Komondorok usually live between 10 and 12 years of age.

Caring for the Komondor

Let’s take a look at some ways to properly care for a Komondor.


Komondorok, though large dogs, do not eat much for their size and may even skip a meal when not hungry. As they were bred to be livestock guards, Komondorok most likely developed their small appetite from sharing small meals with the Shepard guarding livestock alongside them. Other Komondor owners have noted that feeding the breed a diet too high in protein can result in scratching and other skin reactions. Therefore, it is best to feed your Komondor a low-protein diet appropriate for his age.


An extremely agile and athletic breed, especially for their size, Komondorok require a lot of exercise to maintain a healthy weight and a happy demeanor. Your Komondor should be taken on two walks a day at minimum, but he would appreciate more. The best activity for your Komondor is free running time in a fenced-in backyard. Komondorok really enjoy playing with their owners and with other dogs of the same household. However, your Komondor should not be taken to a dog park, as he may feel threatened by unknown dogs and act aggressively toward them.


Due to their independent nature, Komondorok have a tendency to be stubborn, especially during training. They can be overprotective if not trained properly as puppies, and for this reason, inexperienced dog owners may not be a right fit for this breed. A lack of proper training can not only become a hassle for owners later on but can actually result in danger to others. Komondorok should begin training classes between 4 and 8 months of age. When bored, the Komondor can become even more stubborn, so training classes should be upbeat and engaging. The most important thing to remember when training your Komondor is to be consistent- don’t let him get away with hostile behavior, not even once, lest he begin to think this behavior is acceptable.


Fortunately for Komondor owners, there are no known health problems specific to the breed.

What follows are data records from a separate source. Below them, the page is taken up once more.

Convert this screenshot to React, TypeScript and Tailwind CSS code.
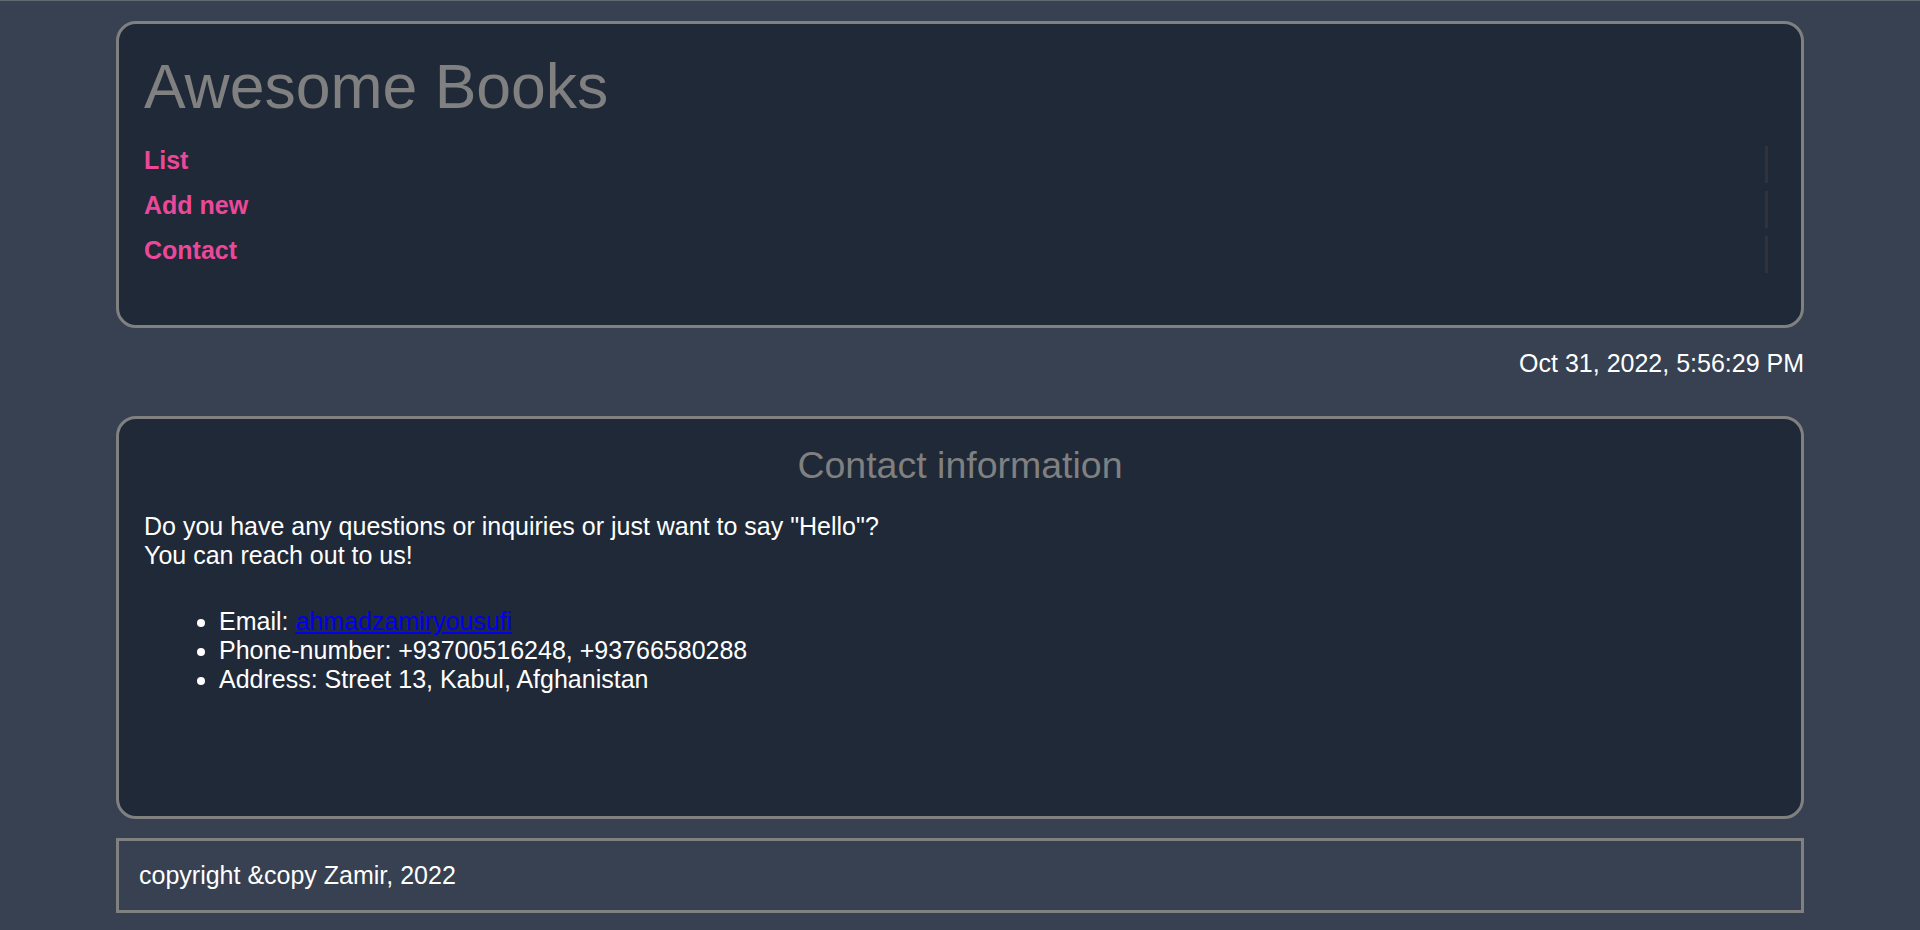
const App = () => {
    const now = "Oct 31, 2022, 5:56:29 PM";
    const links = ["List", "Add new", "Contact"];

    return (
        <div className="min-h-screen bg-[#374151] font-['Liberation_Sans',Arial,sans-serif] text-[25px] leading-[normal] text-white">
            <div className="h-px bg-[#5f6b70]" />
            <div className="w-[1688px] mx-auto pt-[20px] pb-[17px]">
                {/* header */}
                <header className="h-[307px] rounded-[20px] border-[3px] border-[#808080] bg-[#1f2937] pl-[25px] pr-[33px] pt-[26px]">
                    <h1 className="text-[62.5px] leading-[normal] text-[#808080]">Awesome Books</h1>
                    <ul className="mt-[24px]">
                        {links.map((link) => (
                            <li key={link} className="h-[37px] mb-[8px] border-r-[3px] border-[#30343a]">
                                <a href="#" className="font-bold text-[#ec4899]">{link}</a>
                            </li>
                        ))}
                    </ul>
                </header>

                {/* date */}
                <p className="mt-[21px] text-right">{now}</p>

                {/* contact */}
                <section className="mt-[38px] h-[403px] rounded-[20px] border-[3px] border-[#808080] bg-[#1f2937] px-[25px] pt-[25px]">
                    <h2 className="text-center text-[37.5px] leading-[normal] text-[#808080]">Contact information</h2>
                    <p className="mt-[25px]">
                        Do you have any questions or inquiries or just want to say "Hello"?
                        <br />
                        You can reach out to us!
                    </p>
                    <ul className="mt-[37px] list-disc pl-[75px]">
                        <li>
                            Email: <a href="#" className="text-[#0000ee] underline">ahmadzamiryousufi</a>
                        </li>
                        <li>Phone-number: +93700516248, +93766580288</li>
                        <li>Address: Street 13, Kabul, Afghanistan</li>
                    </ul>
                </section>

                {/* footer */}
                <footer className="mt-[19px] h-[75px] border-[3px] border-[#808080] px-[20px] flex items-center">
                    <p>copyright &amp;copy Zamir, 2022</p>
                </footer>
            </div>
        </div>
    );
};

export default App;
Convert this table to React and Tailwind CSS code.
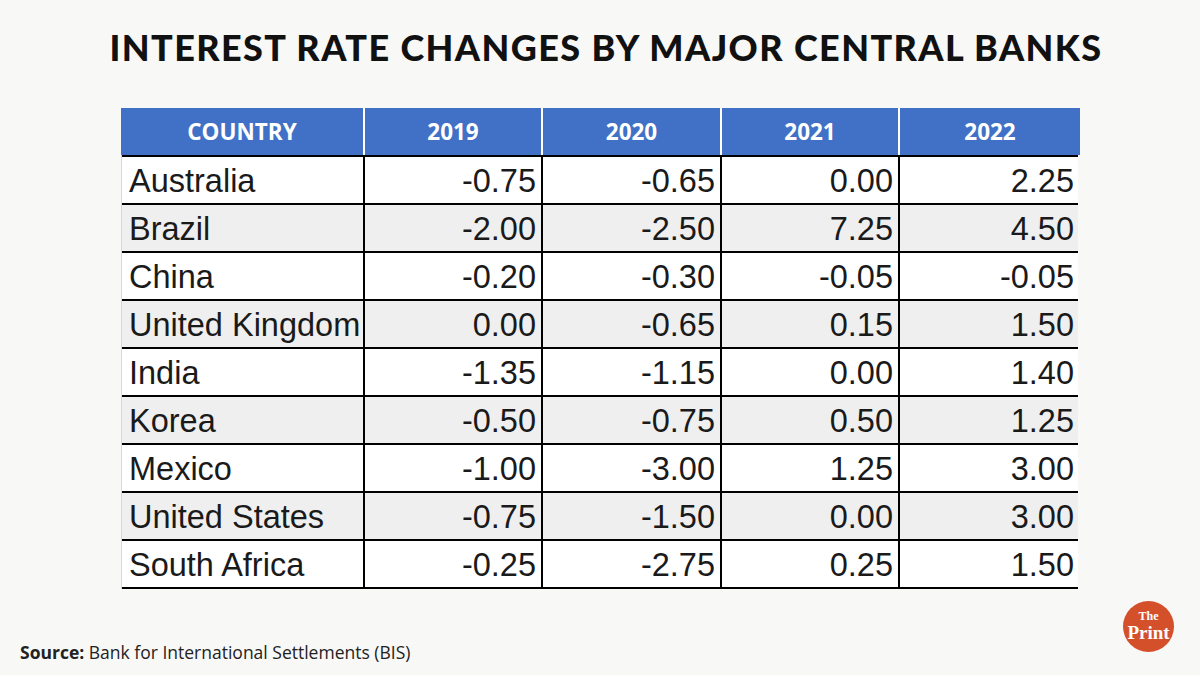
import React from 'react'

const rows = [
  ['Australia', '-0.75', '-0.65', '0.00', '2.25'],
  ['Brazil', '-2.00', '-2.50', '7.25', '4.50'],
  ['China', '-0.20', '-0.30', '-0.05', '-0.05'],
  ['United Kingdom', '0.00', '-0.65', '0.15', '1.50'],
  ['India', '-1.35', '-1.15', '0.00', '1.40'],
  ['Korea', '-0.50', '-0.75', '0.50', '1.25'],
  ['Mexico', '-1.00', '-3.00', '1.25', '3.00'],
  ['United States', '-0.75', '-1.50', '0.00', '3.00'],
  ['South Africa', '-0.25', '-2.75', '0.25', '1.50'],
]

const headers = ['COUNTRY', '2019', '2020', '2021', '2022']

const App = () => {
  return (
    <div className="w-[1200px] h-[675px] bg-[#f8f8f7] flex flex-col overflow-hidden">
      <h1 className="text-center text-[36px] font-black tracking-[1.4px] text-[#111] pt-[24px] leading-[46px] font-['Lato',sans-serif] pl-[12px]">
        INTEREST RATE CHANGES BY MAJOR CENTRAL BANKS
      </h1>

      <div className="ml-[121px] mt-[38px] w-[959px]">
        <div className="grid grid-cols-[244px_178px_179px_178px_180px] h-[47px] bg-[#4171c6] text-white font-['Open_Sans',sans-serif] font-bold text-[22.5px]">
          {headers.map((h, i) => (
            <div
              key={h}
              className={'flex items-center justify-center ' + (i < 4 ? 'border-r-2 border-white' : '')}
            >
              {h}
            </div>
          ))}
        </div>
        <div className="w-[957px] border-l border-[#d8d8d8]">
          {rows.map((r, ri) => (
            <div
              key={r[0]}
              className={
                'grid grid-cols-[243px_178px_179px_178px_179px] h-[48px] border-t-2 border-black font-["Liberation_Sans",Arial,sans-serif] text-[32.5px] text-[#1a1a1a] ' +
                (ri % 2 === 1 ? 'bg-[#efefef]' : 'bg-white') +
                (ri === rows.length - 1 ? ' border-b-2 h-[50px]' : '')
              }
            >
              {r.map((c, ci) => (
                <div
                  key={ci}
                  className={
                    'flex items-center leading-none pt-[2px] whitespace-nowrap ' +
                    (ci === 0 ? 'justify-start pl-[7px] border-r-2 border-black' : 'justify-end pr-[5px]') +
                    (ci > 0 && ci < 4 ? ' border-r-2 border-black' : '')
                  }
                >
                  {c}
                </div>
              ))}
            </div>
          ))}
        </div>
      </div>

      <div className="flex items-end justify-between mt-auto pl-[20px] pr-[26px] pb-[12px]">
        <p className="text-[17.5px] text-[#222] font-['Open_Sans',sans-serif] -mb-[2px]">
          <span className="font-bold">Source:</span> Bank for International Settlements (BIS)
        </p>
        <div className="w-[51px] h-[51px] rounded-full bg-[#d4502a] flex flex-col items-center justify-center text-white font-['Liberation_Serif',serif] font-bold mb-[11px]">
          <span className="text-[12px] leading-[13px]">The</span>
          <span className="text-[19px] leading-[20px]">Print</span>
        </div>
      </div>
    </div>
  )
}

export default App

However, as with other large dogs, the Komondor can develop bloat, which is a sudden, life-threatening enlargement of the stomach. Learn to recognize the signs of dog bloat and contact your veterinarian immediately if you recognize any of these signs.

As for more regular care, the Komondor requires extensive grooming by professionals, almost more than any other breed. The only time the Komondor sheds is during his puppy years before his thick strands begin to develop. This breed should actually not be brushed, but rather bathed frequently with diluted dog shampoo. After a bath, the Komondor coat can take up to 2.5 days to dry! It should be dried properly so that a bad odor does not develop. At the age of 9 or 10 months when the coat begins to clump into strands, the hair must be split into sections that grow from certain areas of the skin. These sections of hair will form the strands of adulthood. This complex grooming job should be performed by experienced groomers only.